Ces derniers jours m’ont vu renouer avec un amour de plusieurs années. Les mélodies de Scriabin sont des créations d’une invraisemblable beauté, des fragments contrastés et parfumés de l’univers des perfections lyriques. Ses brèves pièces sont parfaitement localisées dans une intime bulle de désirs, de rêves et de beautés. Des idylles et des drames intensément concentrés, chantés. Celui qui les chante le mieux, à mon avis, c’est le meilleur des chanteurs au piano, Vladimir Horowitz. Et les deux plus belles miniatures de Scriabin, enluminées par Horowitz, sont les études Opus 42 numéros 4 et 5.

Les études Opus 42 sont huit pièces au ton légendaire. Pour reprendre le concept de “cœur d’une collection”, dont j’ai parlé dans un précédent article, les numéros 4 et 5 sont les deux cœurs, béatique et apocalyptique, de cet ensemble. Il y a en ces deux études quelque chose d’infiniment vif et important. C’est une musique de l’avertissement, qui cherche à éveiller toute l’attention dont nous puissions être capables. Tout doit être si parfaitement scrupuleux, pour circonscrire la bulle lyrique, que les forces de l’univers semblent entières y être assujetties.

L’étude numéro 4 est une rencontre entre deux entités nimbées, ailées, et une vieille femme courbée, entièrement voilée. Sous une coupole plasmique aux parois violettes, sur une terre brune sombre, près d’une seule petite maison, celle de la vieille femme, faite de cette même terre, un don est octroyé à la femme. La condition de ce don est le seul rapprochement entre les modestes mains de la femme et les mains dorées, lumineuses, de l’une des deux entités, l’autre se trouvant légèrement en retrait à gauche. C’est un don immatériel, qui ne pèse que sur les attitudes de son récipiendaire. À mesure qu’avance l’entretien muet, le tableau du morceau musical, la vieille femme s’emplit de pleurs intérieurs, pour avoir été ainsi touchée par la grâce. Au point où, tremblante de reconnaissance, elle croit sentir son cœur tomber de sa poitrine, dans le prolongement de son corps courbé. C’est le propre de cette étude, que de délicatement placer l’emphase, au cœur de cycles répétés à échelle céleste, sur quelques notes de sentiments poignants, si poignants qu’ils paraissent insoutenables pour de modestes créatures humaines. Il ne suffit pourtant que d’appuyer sur quelques pincements de l’âme. Voilà ce qui est génial dans l’interprétation de Horowitz : il rend organiquement équivalents les gémissements et les signes de la grâce.

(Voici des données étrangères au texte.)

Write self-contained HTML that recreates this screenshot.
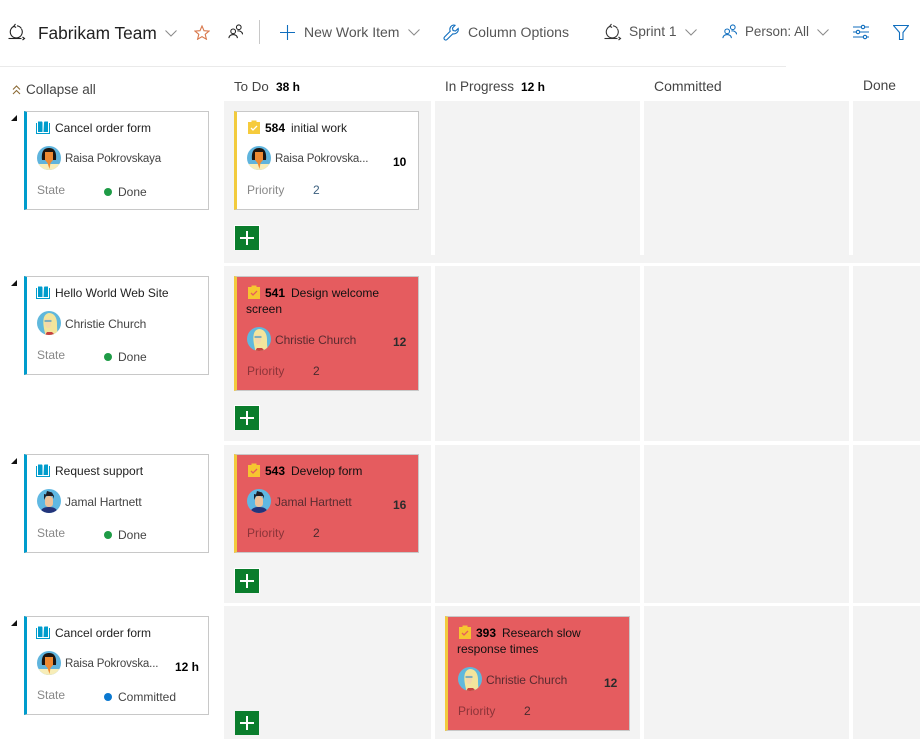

L’étude numéro 5 est une déferlante, un déluge destructeur, une course à la survie. Elle est indiquée comme étant “affannato”, précisément “à bout de souffle”, car elle emporte violemment celui qui l’écoute dans sa course. Mais il n’y a pas que cette tension critique : au milieu de la crise, quelque lumière apparaît, et avec elle une parole, tantôt d’espoir, tantôt d’imploration. La parole est chantée, elle flotte dans l’espace infini, alors que le reste du monde s’effondre sous le marasme. La catastrophe devient ensuite encore plus brutale, elle porte son coup contre l’homme essoufflé, et la réponse de celui-ci se teinte de tous les soubresauts concevables de l’âme, jusqu’à s’effondrer en capitulation. Ce qui résulte de cette scène, il n’appartient pas à l’homme d’en décider. Il n’est que la victime et le miroir lyrique d’un affrontement à plus vaste échelle. De lui-même, le drame se résout, et s’estompe dans le néant des décombres. Horowitz aura rendu toutes les perspectives terrestres possibles sur ce qui s’est joué, nous aura fait entendre tous les acteurs, et aura fait de nous les derniers d’entre les acteurs, éreintés, haletants, submergés.